The trip this week involved taking five servers, one switch and one tape backup unit off-line, removing all of those items from the rack, packing them up and getting them back to Minnesota. I planned to do this over the HSRA spring break so I could minimize downtime. Originally I thought about driving out, but ended up flying out on Tuesday afternoon and returning on the early Wednesday morning red-eye flight.

Since Sun Country isn’t flying to Seattle right now, I flew the “new Delta” and took one of our studio Anvil cases along. The flight out was full and I waited until the end to board. That was a mistake, as my reserved exit row aisle seat had already be giving to someone else because they booked a child into an exit row and had to move people around. The flight attendant wanted me to sit in a middle seat in the row in front of the exit row – you know, the one that doesn’t recline. Since they make you pay extra for exit rows, I was a little pissed off. They offered to move me to a middle seat in an exit row, but a Delta pilot came down the aisle and said that was “his” seat. Jerk. At least the lead flight attendant came by later and offered to make him move.

When I got to Seattle, I decided to go to my favorite fast food place at SEA-TAC, Ivar’s Seafood, and get some late lunch. The fish and chips were great and I meandered down to baggage claim to get the Anvil (which they only charged me $15 for, despite being oversized). Everyone from my flight was still standing around – I think it took about an hour for the baggage to arrive.

After that, things went pretty smoothly. I rented a Mazda mini-van from National and packed two servers in the Anvil case. I removed the hard drives and put those in a small box along with a Mac mini server and a small ProCurve switch. The three other devices got packed in some extra Dell boxes that digital.forest had laying around and were sent home via FedEx (those items didn’t need to be put back online right away).

After a nice dinner with Chuck, I went back to the airport, returned the car and hauled the heavy Anvil to the check-in area. After some confusion about what they would or would not accept, they decided to charge me $190 and let me check it. Their scale said it weighed 81 pounds, but it had to be much, much more than that, so I was happy. Got through security and hung out in the WorldClub lounge for two hours until the plane left.
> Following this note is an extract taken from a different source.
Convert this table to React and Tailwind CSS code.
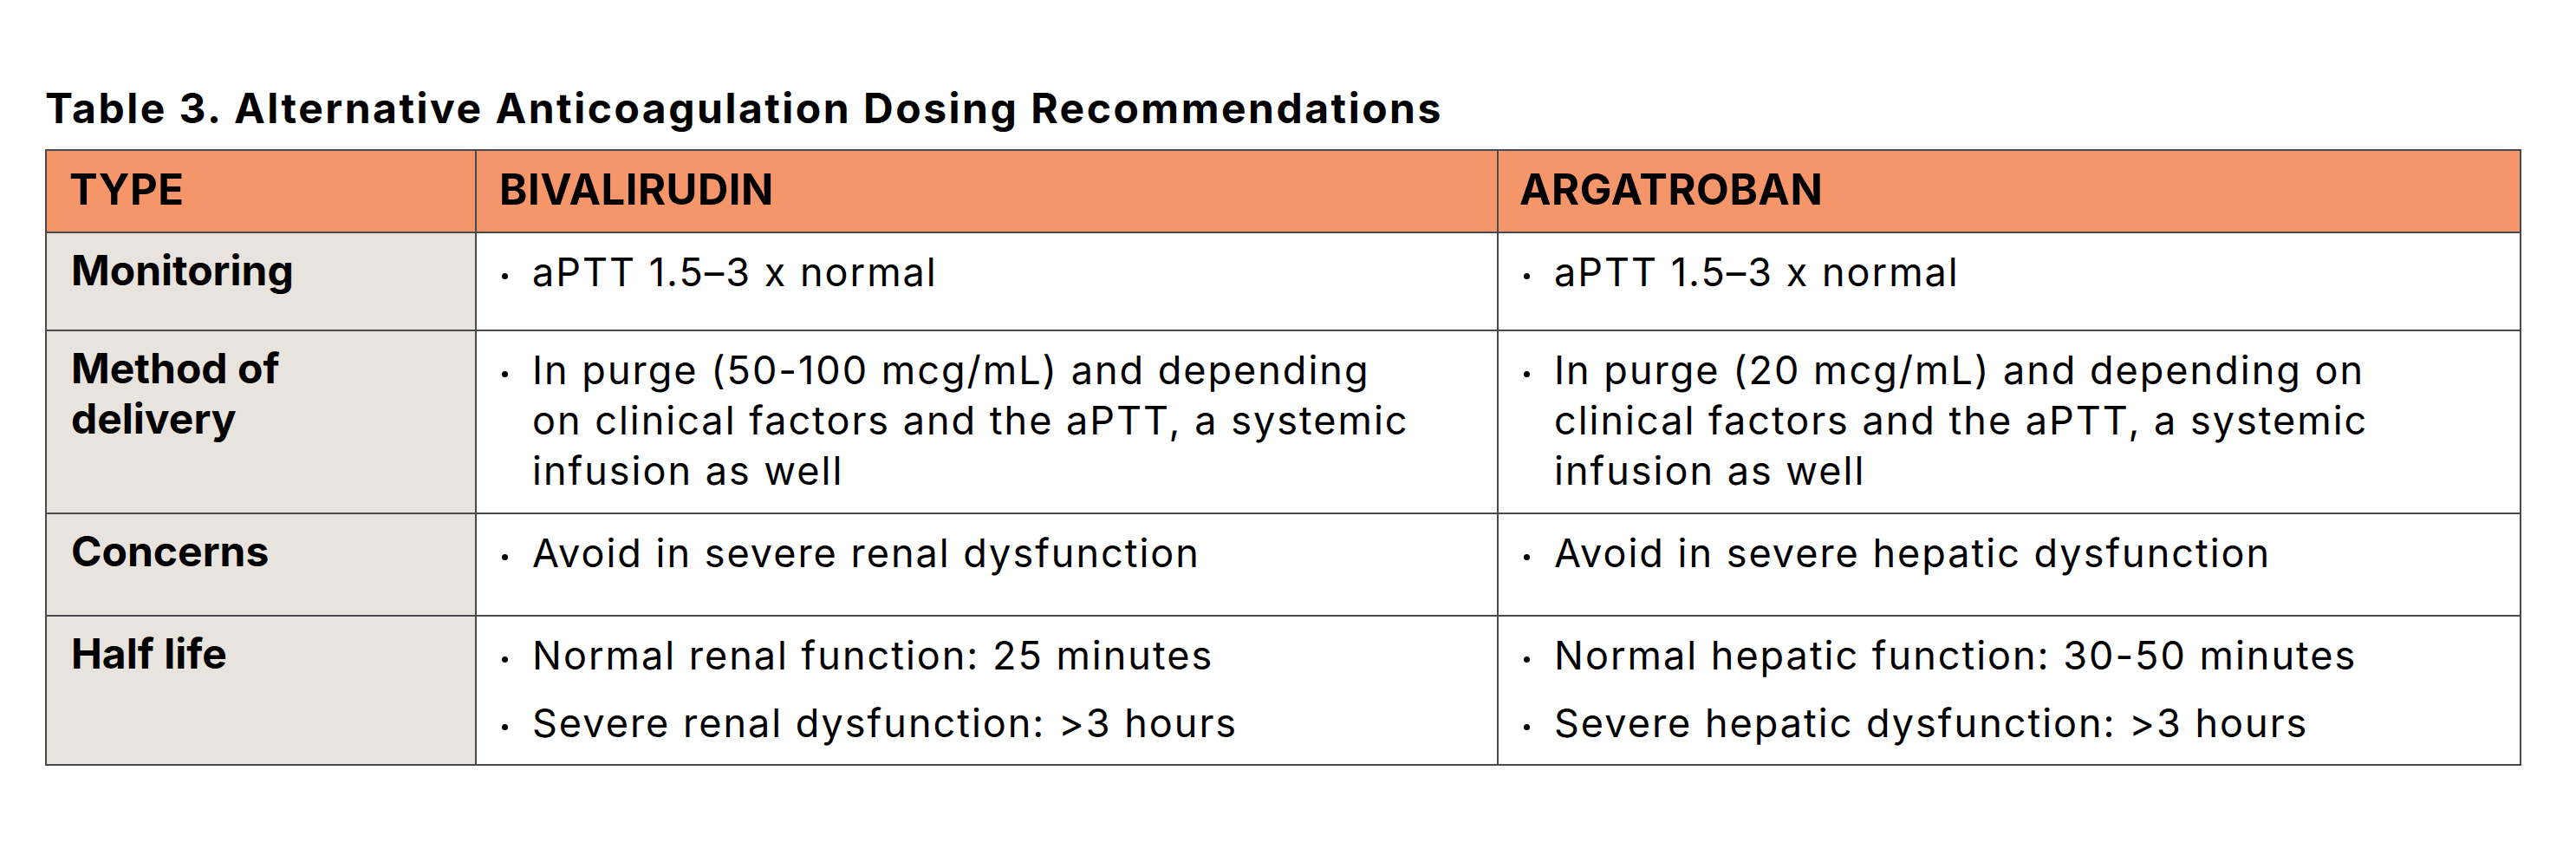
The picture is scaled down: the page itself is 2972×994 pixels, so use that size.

This time I claimed my exit row seat early and ended up having no one in the middle seat, which was nice. It was still hard to sleep, though, and I ended up driving straight to the school to get the three servers unpacked and back online ASAP. Fun airline fact – the baggage handlers at MSP will put anything down the regular carousel, including extremely heavy Anvil cases. That thing could have destroyed smaller, inferior luggage if the timing had been better.

I spent most of Wednesday working to get everything back online. Two of the three were online by Wednesday night and the last one came online this morning. Overall downtime was minimized, but it took much more work than I planned, especially on the DNS side of things. Everything seems to be up and running fine today, but the real test will come on Monday when staff and students return in force. I decided to put all of the HSRA workstations back on the wired network too, but I’ll write more about that next week.

Special thanks to Chuck and his staff at digital.forest – if you need a co-location facility, they’re awesome.